J’ai passé cinq jours géniaux, immergée dans cet environnement où je ne parlais qu’italien. La barrière de la langue s’est fait sentir quelques fois, évidemment mais elle ne m’a pas empêchée de m’épanouir. J’ai vu des choses que seuls mes petits yeux ont vu, auxquelles seul mon petit coeur peut donner de l’importance et de la valeur. Je chéris ce lieu profondément. C’est comme une partie ombragée de mon âme qui s’est éclairée. Je me revois déambulant sur les pavés, dans cette petite boutique achetant ma carte postale, sur ce parapet admirant les collines, dans cette église bleue, achetant des bonbons dans une petite épicerie, mangeant cette délicieuse pizza dans ce mini restaurant, et prenant des photos en pensant à mon papa qui serait tombé amoureux de cet endroit. Car, oui, c’était aussi pour lui.
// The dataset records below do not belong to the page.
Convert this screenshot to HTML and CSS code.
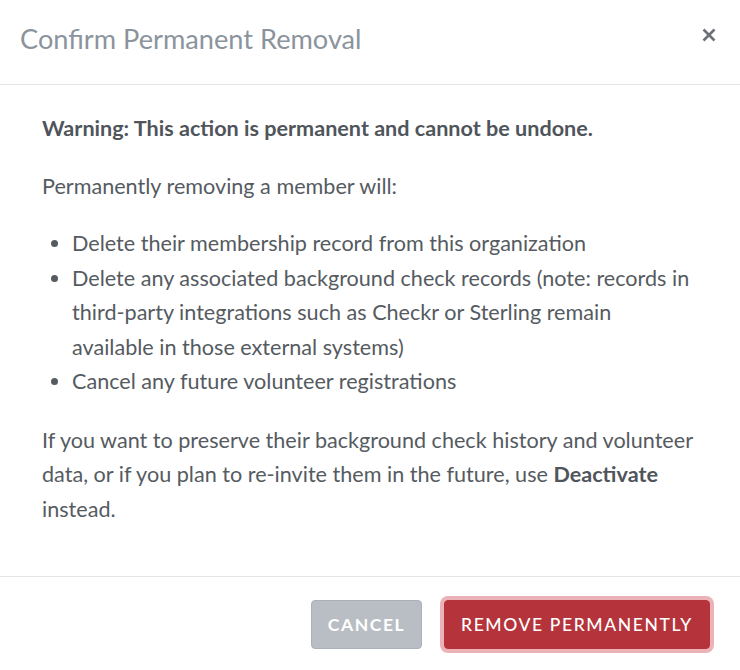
FILE: index.html
```html
<!DOCTYPE html>
<html>
<head>
<meta charset="utf-8">
<link rel="stylesheet" href="styles.css">
</head>
<body>
<div class="modal">
  <header class="modal-header">
    <h1 class="modal-title">Confirm Permanent Removal</h1>
    <button class="close" aria-label="Close">
      <svg width="14" height="14" viewBox="0 0 14 14"><path d="M1.5 1.5 L12.5 12.5 M12.5 1.5 L1.5 12.5" stroke="#6c7177" stroke-width="2.6" stroke-linecap="butt"/></svg>
    </button>
  </header>
  <section class="modal-body">
    <p class="warning">Warning: This action is permanent and cannot be undone.</p>
    <p>Permanently removing a member will:</p>
    <ul>
      <li>Delete their membership record from this organization</li>
      <li>Delete any associated background check records (note: records in third-party integrations such as Checkr or Sterling remain available in those external systems)</li>
      <li>Cancel any future volunteer registrations</li>
    </ul>
    <p>If you want to preserve their background check history and volunteer data, or if you plan to re-invite them in the future, use <strong>Deactivate</strong> instead.</p>
  </section>
  <footer class="modal-footer">
    <button class="btn btn-cancel">Cancel</button>
    <button class="btn btn-danger">Remove Permanently</button>
  </footer>
</div>
</body>
</html>
```
FILE: styles.css
```css
* { box-sizing: border-box; }
html, body { margin: 0; padding: 0; background: #ffffff; }
body { font-family: Lato, "Open Sans", sans-serif; color: #555b61; }
.modal { width: 740px; height: 670px; display: flex; flex-direction: column; }
.modal-header {
  height: 85px;
  border-bottom: 1px solid #e3e5e8;
  display: flex;
  align-items: center;
  justify-content: space-between;
  padding: 0 24px 6px 20px;
}
.modal-title { margin: 0; font-size: 27.2px; font-weight: 400; color: #8b949c; line-height: 1.2; }
.close { border: 0; background: none; padding: 0; width: 14px; height: 14px; display: flex; cursor: pointer; align-self: flex-start; margin-top: 28px; }
.modal-body { padding: 26px 42px 26px 42px; font-size: 21.6px; line-height: 34.5px; }
.modal-body p { margin: 0 0 23px; }
.modal-body p:last-child { margin-bottom: 24px; }
.warning { font-weight: 700; color: #4f555b; }
.modal-body strong { font-weight: 700; color: #4f555b; }
ul { margin: 0 0 24px; padding-left: 30px; }
.modal-footer {
  border-top: 1px solid #e3e5e8;
  display: flex;
  justify-content: flex-end;
  align-items: flex-start;
  gap: 22px;
  padding: 23px 30px 0 0;
  flex: 1;
}
.btn {
  font-family: Lato, sans-serif;
  font-size: 17.5px;
  text-transform: uppercase;
  letter-spacing: 1.6px;
  height: 49px;
  border-radius: 4px;
  color: #ffffff;
  cursor: pointer;
}
.btn-cancel {
  background: #b9bec4;
  border: 1px solid #abb1b8;
  font-weight: 700;
  width: 111px;
  padding: 0;
}
.btn-danger {
  background: #b5333b;
  border: 1px solid #b5333b;
  font-weight: 500;
  width: 266px;
  padding: 0;
  box-shadow: 0 0 0 4px #ebb3b7;
}
```
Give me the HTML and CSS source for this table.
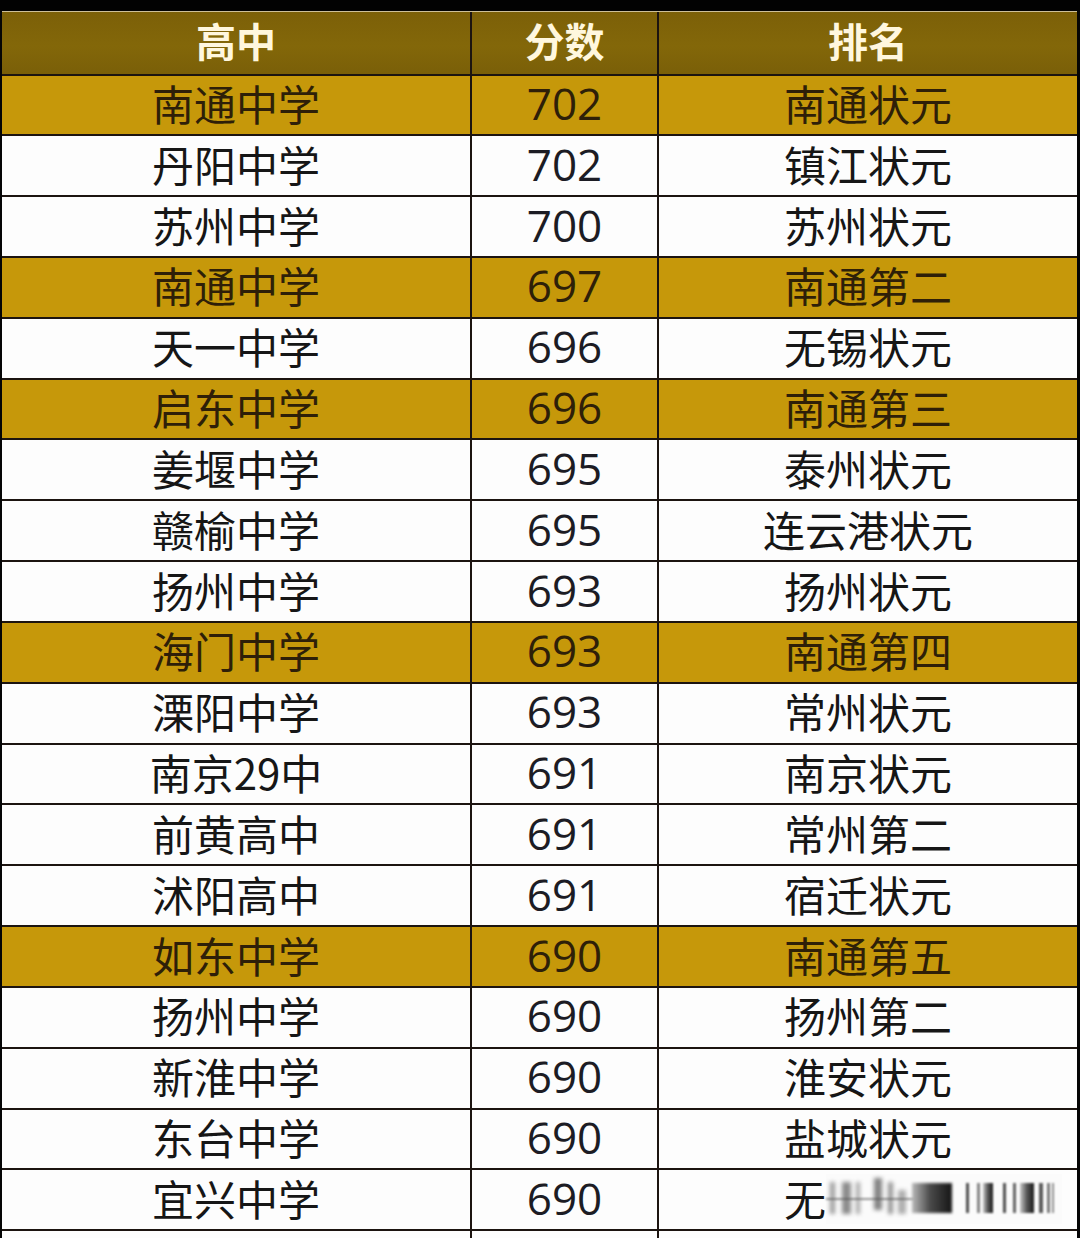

Voyager toute seule, c’était éprouvant. Parfois, j’ai souhaité qu’il y ait quelqu’un sur qui je puisse m’appuyer, me poser et dire: « ok maintenant c’est toi qui organise, toi qui fait l’itinéraire, toi qui parle… » mais je savais également que je devais vivre cette aventure toute seule comme une grande. Et c’est avec plaisir que je recommencerai.